I found that a square shaft formula is:
Tmax = (2/9)* Shearmax bb*b
I went over to matweb and guessed low carbon steel that has been extruded to get that nice square bar and then zinc plated. So I am going with the average of 1.13*10^7 psi for the shear modulus. That would be 4900 in lb of force which seems too high for this kind of activity. What is the stressor causing this?
Last time we had a shaft twist, we calculated the maximum load it could have been under to be 118 in lbs (we were gearing down the output from four motors 1:3 and putting it all through one axle). So the correct answer should probably be less than this.
However, I’ll ask the original question slightly differently: what is G and J for the shaft material we’re working with?
Tempering, annealing, casting, rolling and all sorts of stuff you do to the shaft metallurgically as well as physically affects the shaft characteristics.
Should I assume low carbon steel that has no real treatment to make it better? The zinc plating I believe adds relatively little added strength.
The minimum torque to cause defleciton is from the yield strength. That starts the twisty motion. By having 1.5 inches from the drive gear to the arm, that created a length allowing for some twist. Enough twists, that made it look like a drill bit causing the shear stress to kick in and break the shaft.
How to solve twisty shafts? Reduce the length allowing torsion (thus setting L to 0).
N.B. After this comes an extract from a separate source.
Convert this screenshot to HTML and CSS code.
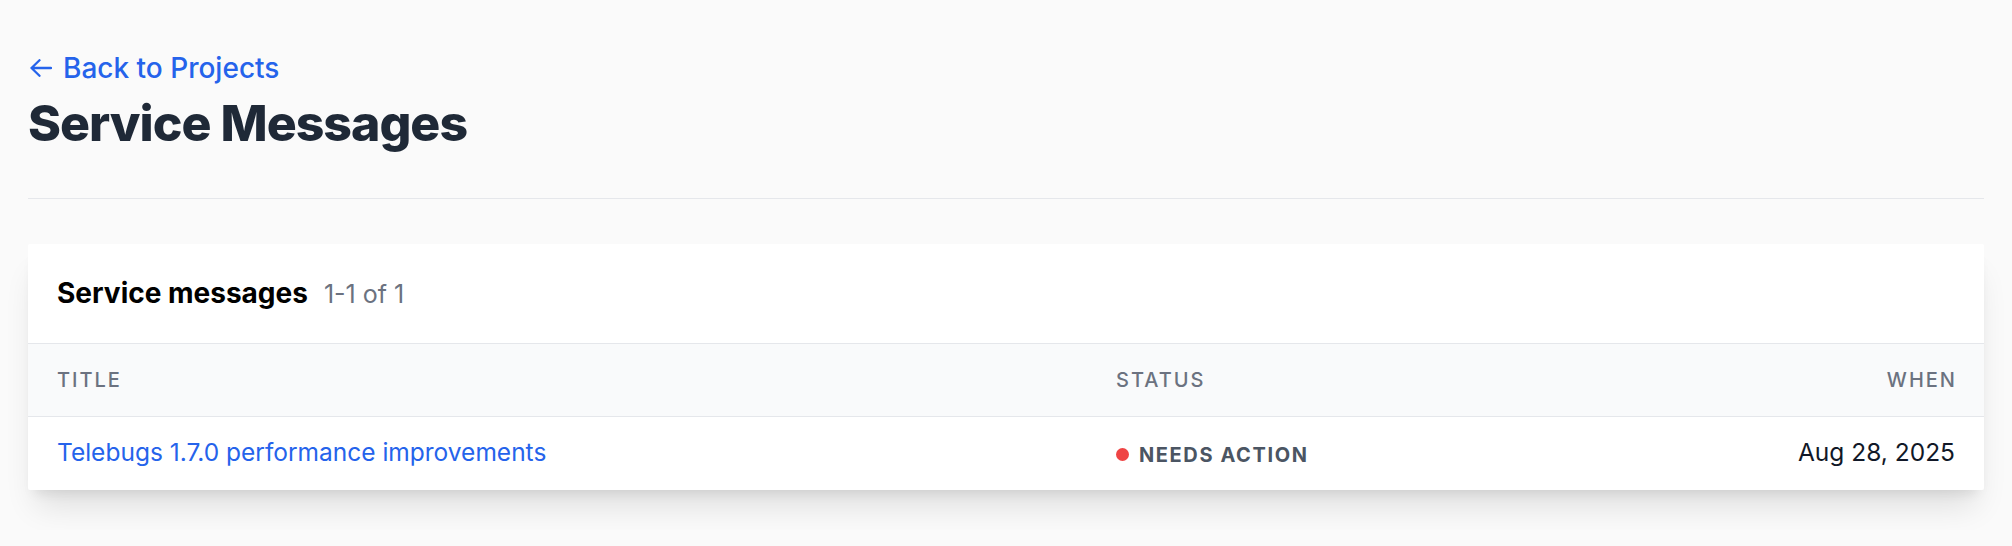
FILE: index.html
```html
<!DOCTYPE html>
<html lang="en">
<head>
<meta charset="utf-8">
<title>Service Messages</title>
<link rel="stylesheet" href="styles.css">
</head>
<body>
<main class="page">
  <header class="page-header">
    <a class="back-link" href="#">
      <svg class="back-icon" viewBox="0 0 22 18" width="22" height="18" aria-hidden="true">
        <path d="M21 9H1.5M9.5 1.2L1.5 9l8 7.8" fill="none" stroke="currentColor" stroke-width="2.3" stroke-linecap="round" stroke-linejoin="round"/>
      </svg>
      <span>Back to Projects</span>
    </a>
    <h1 class="page-title">Service Messages</h1>
  </header>

  <section class="card">
    <div class="card-header">
      <h2 class="card-title">Service messages</h2>
      <span class="card-count">1-1 of 1</span>
    </div>
    <div class="table">
      <div class="row head">
        <div class="cell">Title</div>
        <div class="cell">Status</div>
        <div class="cell right">When</div>
      </div>
      <div class="row body">
        <div class="cell"><a class="msg-link" href="#">Telebugs 1.7.0 performance improvements</a></div>
        <div class="cell"><span class="status"><span class="dot"></span>Needs action</span></div>
        <div class="cell right date">Aug 28, 2025</div>
      </div>
    </div>
  </section>
</main>
</body>
</html>
```

FILE: styles.css
```css
* { box-sizing: border-box; }
html, body {
  margin: 0;
  background: #fafafa;
  font-family: Inter, "Noto Sans", sans-serif;
  color: #111827;
}
.page {
  padding: 52px 28px 40px;
}
.page-header {
  padding-bottom: 45px;
  border-bottom: 1px solid #e5e7eb;
}
.back-link {
  display: inline-flex;
  align-items: center;
  gap: 11px;
  color: #2563eb;
  text-decoration: none;
  font-size: 28px;
  line-height: 32px;
  font-weight: 500;
  padding-left: 2px;
}
.back-icon { display: block; }
.page-title {
  margin: 9px 0 0;
  font-size: 50px;
  line-height: 60px;
  font-weight: 800;
  letter-spacing: -1px;
  color: #1f2937;
}
.card {
  margin-top: 45px;
  background: #fff;
  border-radius: 2px;
  box-shadow: 0 24px 30px -8px rgba(0,0,0,0.11), 0 9px 12px -7px rgba(0,0,0,0.1);
  overflow: hidden;
}
.card-header {
  display: flex;
  align-items: baseline;
  gap: 16px;
  padding: 30px 29px;
  border-bottom: 1px solid #e5e7eb;
}
.card-title {
  margin: 0;
  font-size: 28px;
  line-height: 39px;
  font-weight: 700;
  color: #000;
}
.card-count {
  font-size: 25px;
  color: #6b7280;
}
.row {
  display: grid;
  grid-template-columns: 1059px 1fr auto;
}
.cell { padding: 0 29px; }
.right { text-align: right; }
.row.head {
  background: #f9fafb;
  border-bottom: 1px solid #e5e7eb;
  padding: 22px 0;
  font-size: 20px;
  line-height: 28px;
  letter-spacing: 0.1em;
  text-transform: uppercase;
  color: #6b7280;
  font-weight: 500;
}
.row.head .right { margin-right: -2px; }
.row.body {
  padding: 19px 0;
  font-size: 24.5px;
  line-height: 32px;
}
.msg-link {
  color: #2563eb;
  text-decoration: none;
}
.status {
  display: inline-flex;
  align-items: center;
  gap: 10px;
  font-size: 20px;
  font-weight: 700;
  letter-spacing: 0.08em;
  text-transform: uppercase;
  color: #4b5563;
}
.dot {
  width: 13px;
  height: 13px;
  border-radius: 50%;
  background: #ef4444;
}
.date { color: #111827; }
```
How to do that in Vex? Put the arm on the gear and not allow the shaft to be in such high torsional stress. But the math is so much more interesting and a great teaching tool beyond driving killer robots and feeling bad when they break. Tell them why they broke so they can build a better robot next time. That’s the bridge to real engineering… You know, the “E” in STEM.](http://www.flickr.com/photos/66331260@N08/8511003123/)
I haven’t taken statics/dynamics yet, but from looking at the formula, it doesn’t seem that delta L can ever be 0. Rather, we can give the equation a maximum value for the amount the length of the object changes, and compute the force from that…
You can’t set L or ∆L to 0 in that equation. If the shaft has 0 length then it doesn’t exist, so the equation is meaningless. Also, there is no such thing as a material that doesn’t deform at all under a load. ∆L=0 means the change in length of the shaft is 0, i.e. the shaft doesn’t deform. If the load is nonzero but the shaft doesn’t deform then you have described an impossible situation, which is why the equation gives you an impossible solution.
For most engineering materials, including steel, a tensile force causes a proportional change in length (∆L ∝ F) until the force gets too large, at which point the material will deform permanently. Before this point, however, the object will behave a lot like a spring. What Young’s modulus does is let you calculate the stiffness of that spring. For shear, you use the shear modulus instead.
Unless someone out there has access to a materials testing machine, the best way to get answers to these questions would probably be to ask VEX directly. They seem to usually be pretty keen to help teams out by providing this sort of information and they should be able to tell you the carbon content of the shafts and how they’ve been processed.
I’m pretty sure the length of a shaft shouldn’t affect the torque at which it fails, provided the shaft isn’t under any other load and if you ignore the fact that longer shafts are more likely to contain imperfections.
It’s not the length of the shaft itself, it’s the length from the part you put the torque/force on the shaft - e.g. the grear - to where you want to drive it - e.g. the arm. The old design did not have the arm attached to the gear. There was 1.5-2 inches from the driving gear to the attached lifting arm. So it gave a bit of length for the shaft to twist.
If the arm is attached to the gear, you don’t give any real length on the shaft to twist it. (L goes to 0 in the twisty angle formula)
Bending to breaking is a fun thing in metal. This is not shear stress but it still holds true. You have a certain range where the metal basically does not do much movement at all. At the yield strength is where it starts to give and move about (twist the shaft). After taking so much it will break.
If you go on to study mechanical engineering (or a few other types) you get plenty of labs to test this yield/break stuff and measure the physical properties.
We’ll leave it there and not talk about repeated stresses and weakening over time from abuse.